(Rows from a dataset of pages and code)
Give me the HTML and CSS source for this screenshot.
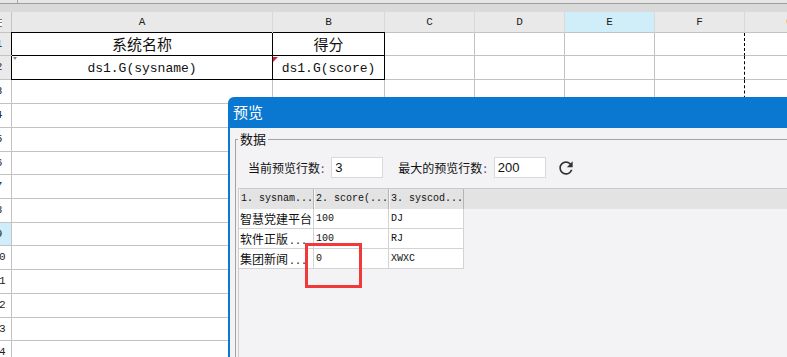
FILE: index.html
```html
<!DOCTYPE html>
<html lang="zh-CN">
<head>
    <meta charset="UTF-8">
    <title>预览</title>
    <link rel="stylesheet" href="styles.css">
</head>
<body>
    <div class="topbar"><span class="topbar-tab"></span></div>
    <div class="toolstrip"></div>

    <div class="sheet">
        <div class="corner"><span class="corner-mark"></span></div>
        <div class="colhead">A</div>
        <div class="colhead">B</div>
        <div class="colhead">C</div>
        <div class="colhead">D</div>
        <div class="colhead selected">E</div>
        <div class="colhead">F</div>
        <div class="colhead">G</div>

        <div class="rowhead title"><span>1</span></div>
        <div class="cell box box-tl title-cell">系统名称</div>
        <div class="cell box box-t title-cell">得分</div>
        <div class="cell"></div>
        <div class="cell"></div>
        <div class="cell"></div>
        <div class="cell pagebreak"></div>
        <div class="cell"></div>

        <div class="rowhead title"><span>2</span></div>
        <div class="cell box box-l expr"><span class="mark-expand"></span>ds1.G(sysname)</div>
        <div class="cell box expr"><span class="mark-flag"></span>ds1.G(score)</div>
        <div class="cell"></div>
        <div class="cell"></div>
        <div class="cell"></div>
        <div class="cell pagebreak"></div>
        <div class="cell"></div>
    </div>

    <div class="dialog">
        <div class="dialog-title">预览</div>
        <div class="dialog-body">
            <fieldset class="group">
                <legend>数据</legend>
                <div class="rowcount">
                    <label>当前预览行数<i>:</i></label>
                    <input type="text" value="3">
                    <label class="gap">最大的预览行数<i>:</i></label>
                    <input type="text" value="200">
                    <svg class="refresh" width="20" height="20" viewBox="0 0 24 24">
                        <path d="M17.65 6.35A7.96 7.96 0 0 0 12 4c-4.42 0-7.99 3.58-7.99 8s3.57 8 7.99 8c3.73 0 6.84-2.55 7.73-6h-2.08A5.99 5.99 0 0 1 12 18c-3.31 0-6-2.690-6-6s2.69-6 6-6c1.66 0 3.14.69 4.22 1.78L13 11h7V4l-2.35 2.35z" fill="#333"/>
                    </svg>
                </div>
                <div class="preview">
                    <div class="preview-head">
                        <div class="hcell">1. sysnam...</div>
                        <div class="hcell">2. score(...</div>
                        <div class="hcell">3. syscod...</div>
                    </div>
                    <div class="preview-row">
                        <div class="pcell">智慧党建平台</div>
                        <div class="pcell mono">100</div>
                        <div class="pcell mono">DJ</div>
                    </div>
                    <div class="preview-row">
                        <div class="pcell">软件正版<span class="mono">...</span></div>
                        <div class="pcell mono">100</div>
                        <div class="pcell mono">RJ</div>
                    </div>
                    <div class="preview-row">
                        <div class="pcell">集团新闻<span class="mono">...</span></div>
                        <div class="pcell mono">0</div>
                        <div class="pcell mono">XWXC</div>
                    </div>
                </div>
            </fieldset>
        </div>
        <div class="callout"></div>
    </div>

    <script>
        // empty rows 3..14 of the design sheet
        let sheet = document.querySelector(".sheet");
        for (let r = 3; r <= 14; r++) {
            let html = `<div class="rowhead${r === 9 ? " selected" : ""}"><span>${r}</span></div>`;
            for (let c = 0; c < 7; c++) {
                html += `<div class="cell${c === 5 ? " pagebreak" : ""}"></div>`;
            }
            sheet.insertAdjacentHTML("beforeend", html);
        }
    </script>
</body>
</html>
```

FILE: styles.css
```css
html, body {
    margin: 0;
    padding: 0;
}
body {
    width: 787px;
    height: 357px;
    overflow: hidden;
    position: relative;
    background: #fff;
    font-family: "Noto Sans CJK SC", sans-serif;
    color: #111;
}

/* window chrome above the sheet */
.topbar {
    height: 3px;
    background: #e6e6e6;
    border-bottom: 1px solid #9e9e9e;
}
.topbar-tab {
    display: block;
    width: 17px;
    height: 3px;
    border-right: 1px solid #a8a8a8;
}
.toolstrip {
    height: 8px;
    background: #dadadb;
}

/* design sheet */
.sheet {
    display: grid;
    grid-template-columns: 12px 261px 112px 90px 90px 90px 90px 90px;
    grid-template-rows: 21px 23px 24px 24px 24px 24px 23px 24px 24px 23px 24px 24px 24px 23px 24px;
    width: 849px;
}
.sheet > div {
    box-sizing: border-box;
    border-right: 1px solid #c3c3c3;
    border-bottom: 1px solid #c3c3c3;
    position: relative;
    overflow: hidden;
}
.corner, .colhead {
    background: #e9e9e9;
}
.colhead {
    border-right-color: #d9d9d9 !important;
    font-family: "Liberation Mono", monospace;
    font-size: 11px;
    line-height: 20px;
    text-align: center;
    color: #222;
}
.colhead.selected {
    background: #cfeef9;
}
.corner-mark {
    display: block;
    width: 2px;
    height: 6px;
    margin-top: 7px;
    border-top: 1px solid #777;
    border-bottom: 1px solid #777;
    background: linear-gradient(#fff 2px, #777 2px, #777 3px, #fff 3px);
}
.rowhead {
    font-family: "Liberation Mono", monospace;
    font-size: 11px;
    color: #222;
}
.rowhead span {
    display: block;
    width: 26px;
    margin-left: -14px;
    text-align: center;
    line-height: 23px;
}
.rowhead.title {
    background: #eaeaea;
}
.rowhead.selected {
    background: #cfeef9;
}

.box {
    border-right-color: #000 !important;
    border-bottom-color: #000 !important;
}
.box-tl {
    box-shadow: -1px -1px 0 #000;
}
.box-t {
    box-shadow: 0 -1px 0 #000;
}
.box-l {
    box-shadow: -1px 0 0 #000;
}
.title-cell {
    text-align: center;
    font-size: 15px;
    line-height: 22px;
    color: #111;
}
.expr {
    text-align: center;
    font-family: "Liberation Mono", monospace;
    font-size: 13px;
    line-height: 26px;
    color: #111;
}
.mark-expand {
    position: absolute;
    left: 1px;
    top: 1px;
    width: 0;
    height: 0;
    border-left: 2px solid transparent;
    border-right: 2px solid transparent;
    border-top: 3px solid #888;
}
.mark-flag {
    position: absolute;
    left: 0;
    top: 1px;
    width: 0;
    height: 0;
    border-top: 5px solid #e0203a;
    border-right: 5px solid transparent;
}
.pagebreak {
    border-right: 1px dashed #000 !important;
}

/* preview dialog */
.dialog {
    position: absolute;
    left: 228px;
    top: 97px;
    width: 600px;
    height: 280px;
}
.dialog-title {
    height: 31px;
    line-height: 30px;
    padding-left: 5px;
    background: #0a78d0;
    color: #fff;
    font-size: 15px;
    border-top-left-radius: 6px;
}
.dialog-body {
    height: 249px;
    background: #f3f3f5;
    border-left: 2px solid #0a78d0;
    padding-top: 1px;
}
.group {
    margin: 2px 0 0 5px;
    padding: 0;
    border: 1px solid #a3a3a3;
    border-right: none;
    height: 240px;
}
.group legend {
    margin-left: 2px;
    padding: 0 2px;
    font-size: 13px;
    line-height: 16px;
    color: #111;
}
.rowcount {
    display: flex;
    align-items: center;
    padding: 10px 0 0 12px;
    font-size: 12px;
}
.rowcount label i {
    font-style: normal;
    color: #6e3a82;
    margin-left: 1px;
}
.rowcount input {
    box-sizing: border-box;
    width: 52px;
    height: 21px;
    margin: 0 0 0 7px;
    padding: 0 3px;
    border: 1px solid #d9d9d9;
    background: #fff;
    font-family: "Liberation Sans", Arial, sans-serif;
    font-size: 13px;
    color: #111;
    outline: none;
}
.rowcount .gap {
    margin-left: 15px;
}
.refresh {
    margin-left: 10px;
}

.preview {
    margin: 10px 0 0 2px;
    border-left: 1px solid #cfcfcf;
    height: 200px;
}
.preview-head {
    display: flex;
    height: 20px;
    background: #e3e3e3;
    border-top: 1px solid #cacaca;
}
.hcell {
    box-sizing: border-box;
    width: 75px;
    padding-left: 1px;
    border-left: 1px solid #f7f7f7;
    border-right: 1px solid #b5b5b5;
    font-family: "Liberation Mono", monospace;
    font-size: 10px;
    line-height: 20px;
    color: #111;
    white-space: nowrap;
    overflow: hidden;
}
.preview-row {
    display: flex;
    height: 20px;
}
.pcell {
    box-sizing: border-box;
    width: 75px;
    padding-left: 1px;
    background: #fff;
    border-right: 1px solid #d3d3d3;
    border-bottom: 1px solid #d3d3d3;
    font-size: 12px;
    line-height: 19px;
    white-space: nowrap;
    overflow: hidden;
}
.mono {
    font-family: "Liberation Mono", monospace;
    font-size: 10px;
    padding-left: 1px;
}
.pcell.mono {
    padding-left: 2px;
}

/* red annotation drawn over the preview */
.callout {
    position: absolute;
    left: 77px;
    top: 146px;
    width: 51px;
    height: 39px;
    border: 3px solid #f03a3a;
}
```
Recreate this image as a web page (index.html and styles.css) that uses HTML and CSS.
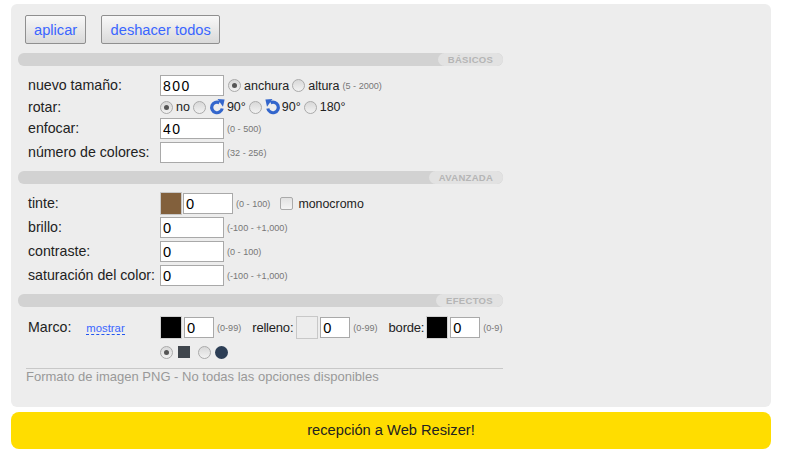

▸ **WORK REQUIRED**:
Report how many lines in the data contain the word "this", with no words besides the number.

▸ **COMPLETE RESPONSE**:
2